The CGIAR at 31

by Uma Lele

Published 20 February 2004
The Consultative Group on International Agricultural Research (CGIAR) was established in 1971 to scale up years of effort by the Rockefeller and Ford Foundations in supporting four international agricultural research centres in Colombia, Mexico, Nigeria and the Philippines. As the first global program to receive grants from the World Bank's net income, the CGIAR's original mission was a strategic, science-based focus on increasing ""the pile of rice on the plates of food-short consumer."" Today it supports 16 international Centres, and from an initial 18, its membership has expanded to 62, including 24 developing and transition economies.

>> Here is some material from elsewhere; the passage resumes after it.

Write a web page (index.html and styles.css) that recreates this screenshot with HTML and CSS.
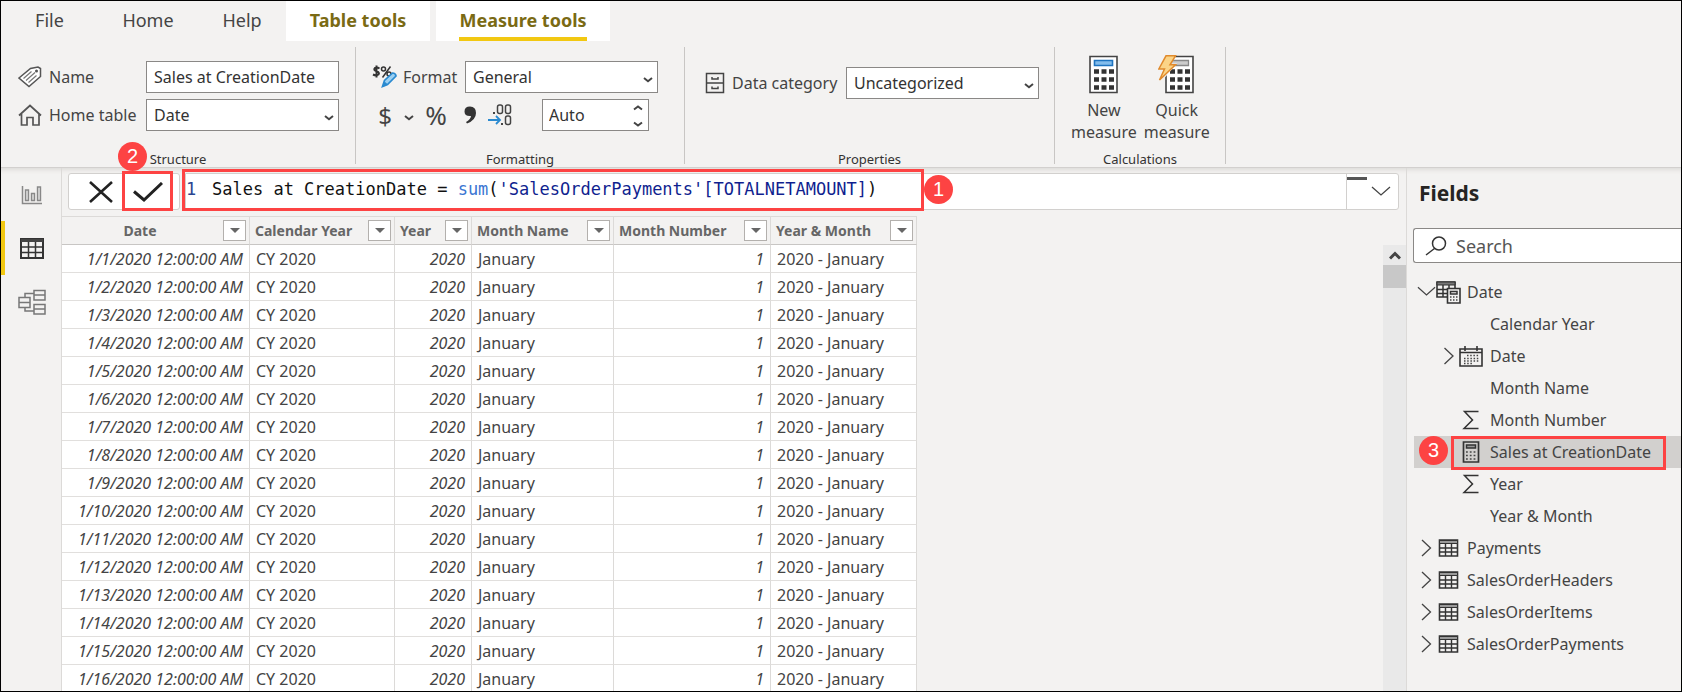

The CGIAR at 31, a meta-evaluation of the CGIAR, finds that CGIAR's productivity-enhancing research has had sizeable impacts on reducing poverty by increasing employment, raising incomes, lowering food prices, and releasing land from cropping. However, the CGIAR is facing huge challenges. It is less focused on enhancing agricultural productivity than it used to be. The report finds that CGIAR's current mix of activities reflects neither its comparative advantage nor its core competence.
It also finds that CGIAR has not responded sufficiently at the System level to the biotechnology revolution, the increasing importance of intellectual property rights, and the growth of private sector research. The evaluation makes several recommendations to address the challenges facing CGIAR, and enhance CGIAR's role in agricultural research into the future.